Good Biz Rule #1: Know Your Customer
By Dian Vujovich
It doesn’t matter what you’re selling—clothes, stocks, cars, wine, etc.—the first rule of successful selling is to know your customer. From there it moves into relationships like the one you create and share with that customer. The idea is obviously to keep your customers coming back whether they’re using Lawrence Moens real estate company, shopping at Marley’s, Saks, Target or Wal-Mart. It’s customer relationships from those last two stores that this blog looks at.
Once upon a time getting carded, as in asked for your ID to prove your age, used to be flattering. Think that was sometime between the ages of 21 to say 40-ish. Most of my women friends look pretty great for their ages even though they’re 20, 30 or 40 years past the age of 21 and definitely don’t look like they are 19, 20 or 21. Aging shows. That’s a real thing. And it’s the truth even if they’ve had “a little work” done. So when the young female cashier at Target asked me for my ID so she could ring up the bottle of wine I wanted to buy, I looked at her and said, “You’re kidding?”

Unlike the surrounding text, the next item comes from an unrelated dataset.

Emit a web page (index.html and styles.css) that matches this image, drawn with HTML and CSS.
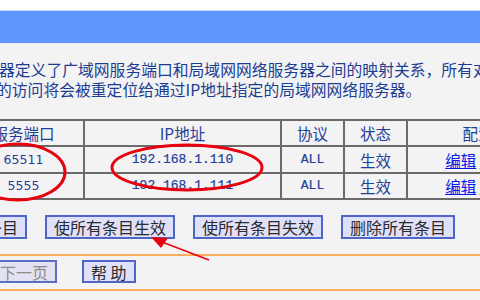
FILE: index.html
```html
<!DOCTYPE html>
<html lang="zh-CN">
<head>
<meta charset="utf-8">
<title>虚拟服务器</title>
<link rel="stylesheet" href="styles.css">
</head>
<body>
<div class="page">
  <div class="topbar"></div>
  <div class="banner"></div>
  <p class="desc">
    <span class="line l1">器定义了广域网服务端口和局域网网络服务器之间的映射关系，所有对</span>
    <span class="line l2">的访问将会被重定位给通过IP地址指定的局域网网络服务器。</span>
  </p>
  <table class="vs">
    <colgroup>
      <col class="c-port"><col class="c-ip"><col class="c-proto"><col class="c-state"><col class="c-cfg">
    </colgroup>
    <tr class="head"><th>服务端口</th><th>IP地址</th><th>协议</th><th>状态</th><th>配置</th></tr>
    <tr class="r1"><td class="num">65511</td><td class="mono">192.168.1.110</td><td class="mono">ALL</td><td>生效</td><td class="cfg"><a href="#">编辑</a> <a href="#">删除</a></td></tr>
    <tr class="r2"><td class="num">5555</td><td class="mono">192.168.1.111</td><td class="mono">ALL</td><td>生效</td><td class="cfg"><a href="#">编辑</a> <a href="#">删除</a></td></tr>
  </table>
  <div class="actions">
    <button class="btn">添加新条目</button>
    <button class="btn">使所有条目生效</button>
    <button class="btn">使所有条目失效</button>
    <button class="btn">删除所有条目</button>
  </div>
  <div class="rule"></div>
  <div class="nav">
    <button class="btn off">上一页</button>
    <button class="btn off">下一页</button>
    <button class="btn">帮 助</button>
  </div>
  <div class="rule"></div>
  <svg class="marks" width="480" height="300" viewBox="0 0 480 300">
    <ellipse cx="18" cy="172" rx="47" ry="28" fill="none" stroke="#e8000e" stroke-width="3"/>
    <ellipse cx="187" cy="167.5" rx="75" ry="22.5" fill="none" stroke="#e8000e" stroke-width="3"/>
    <line x1="209" y1="260" x2="162" y2="242" stroke="#e8000e" stroke-width="1.5"/>
    <polygon points="151,237 168,238 161,248" fill="#e8000e"/>
  </svg>
</div>
</body>
</html>
```

FILE: styles.css
```css
* { box-sizing: border-box; }
html, body {
  margin: 0;
  padding: 0;
  background: #f3f3f3;
}
.page {
  position: relative;
  width: 480px;
  height: 300px;
  overflow: hidden;
  background: #f3f3f3;
  font-family: "Noto Sans CJK SC", "Noto Sans", sans-serif;
}
.topbar {
  height: 10px;
  background: #ffffff;
}
.banner {
  height: 34px;
  background: #6097ff;
  border-top: 1px solid #c9d9ff;
  border-bottom: 1px solid #e4ebff;
}
.desc {
  margin: 16px 0 0;
  font-size: 15.8px;
  line-height: 20px;
  color: #1d3d93;
  white-space: nowrap;
}
.line { display: block; }
.l1 { margin-left: -1px; }
.l2 { margin-left: -4px; }

.vs {
  margin: 19px 0 0 -38px;
  border-collapse: collapse;
  table-layout: fixed;
  width: 586px;
  font-size: 15.5px;
  color: #1f4099;
}
.c-port { width: 121px; }
.c-ip { width: 197px; }
.c-proto { width: 63px; }
.c-state { width: 63px; }
.c-cfg { width: 142px; }
.vs th, .vs td {
  border: 2px solid #6b6b6b;
  padding: 0;
  text-align: center;
  font-weight: normal;
  line-height: 20px;
  white-space: nowrap;
}
.head th { height: 26px; }
.r1 td { height: 27px; }
.r2 td { height: 26px; }
.num {
  font-family: "DejaVu Sans", sans-serif;
  font-size: 12.5px;
}
.mono {
  font-family: "Liberation Mono", monospace;
  font-size: 13px;
  -webkit-text-stroke: 0.2px #1f4099;
}
.cfg a {
  color: #0a14e6;
  text-decoration: underline;
}

.actions {
  display: flex;
  gap: 18px;
  margin: 15px 0 0 -71px;
}
.btn {
  height: 24px;
  padding: 0 7px;
  margin: 0;
  background: #dfe0fa;
  border: 2px solid #5066c6;
  border-radius: 0;
  font-family: "Noto Sans CJK SC", "Noto Sans", sans-serif;
  font-size: 16px;
  line-height: 20px;
  color: #2a2a2a;
  white-space: nowrap;
}
.btn.off {
  color: #8c8c8c;
  background: #e2e2f3;
  border-color: #5a6ec4;
}
.rule {
  height: 2px;
  background: #ffad5e;
  margin-top: 15px;
}
.nav {
  display: flex;
  gap: 25px;
  margin: 4px 0 0 -100px;
}
.nav .btn { height: 23px; }
.nav + .rule { margin-top: 6px; }

.marks {
  position: absolute;
  left: 0;
  top: 0;
  pointer-events: none;
}
```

“No, ” she explained she wasn’t kidding and that she couldn’t ring that bottle of spirits up until I showed her some identification to prove my age.
“You can see by looking at me that I’m old enough to buy this,” I say back to her all the while thinking that this is the most ridiculous policy I’ve ever heard. And nonsense to boot. To get that ID meant opening my purse again, digging around to find the right wallet, then the license— all to show this person—who could see with her own two eyes— that I wasn’t aged 21 or under. It was an absolutely stupid and unnecessary request.
So I asked to speak with the manager and asked her for a Target business card so I could write a letter to Target’s home office. To get a card, the manager had to go to the office and retrieve one. When she returned, the card she gave me had nothing on one side and only the Target logo and an 800 number on the other. No street address, no department name, no person to contact. Only the barest of bare minimum of information. Not a good thing for a store with the slogan, ” Expect More. Pay Less”.
(BTW, I did expect more and wasn’t paying less for this 750ml jug than I could have purchased had it been on sale at say Publix or ABC Liquors.)
While waiting for the manager to return with a Target business card, the cashier told me the reason why they had to card everyone was because, “You’d be surprised how many cashiers don’t ask and let under age people buy wine.”
I told her that was a management problem, as in internal management and training of their personnel problem, and shouldn’t be the customer’s problem. Everyone knows there is an age requirement for buying wine, beer and liquor. And that Target’s ridiculous show-me-your-ID policy no matter how old the customer looks, does nothing for creating good relationships or keeping customers coming back. I won’t buy wine there again.
Curious, I drove to The Dark Side, that’s what I call Wal-Mart, and bought some wine. The cashier there did not ask for my ID. However, a sign posted by the cash register basically said that Wal-Mart does have the right to ask customers under the age of 40 for identification. I guess people, cashier people, can’t see very well these days.
When companies don’t train their employees properly, everybody looses: The employee gets unnecessary grief for an incident that should have never happened had they been trained appropriately in the first place; the company suffers in name, reputation and/or revenue; and most importantly, the customer leaves unhappy—then talks about it.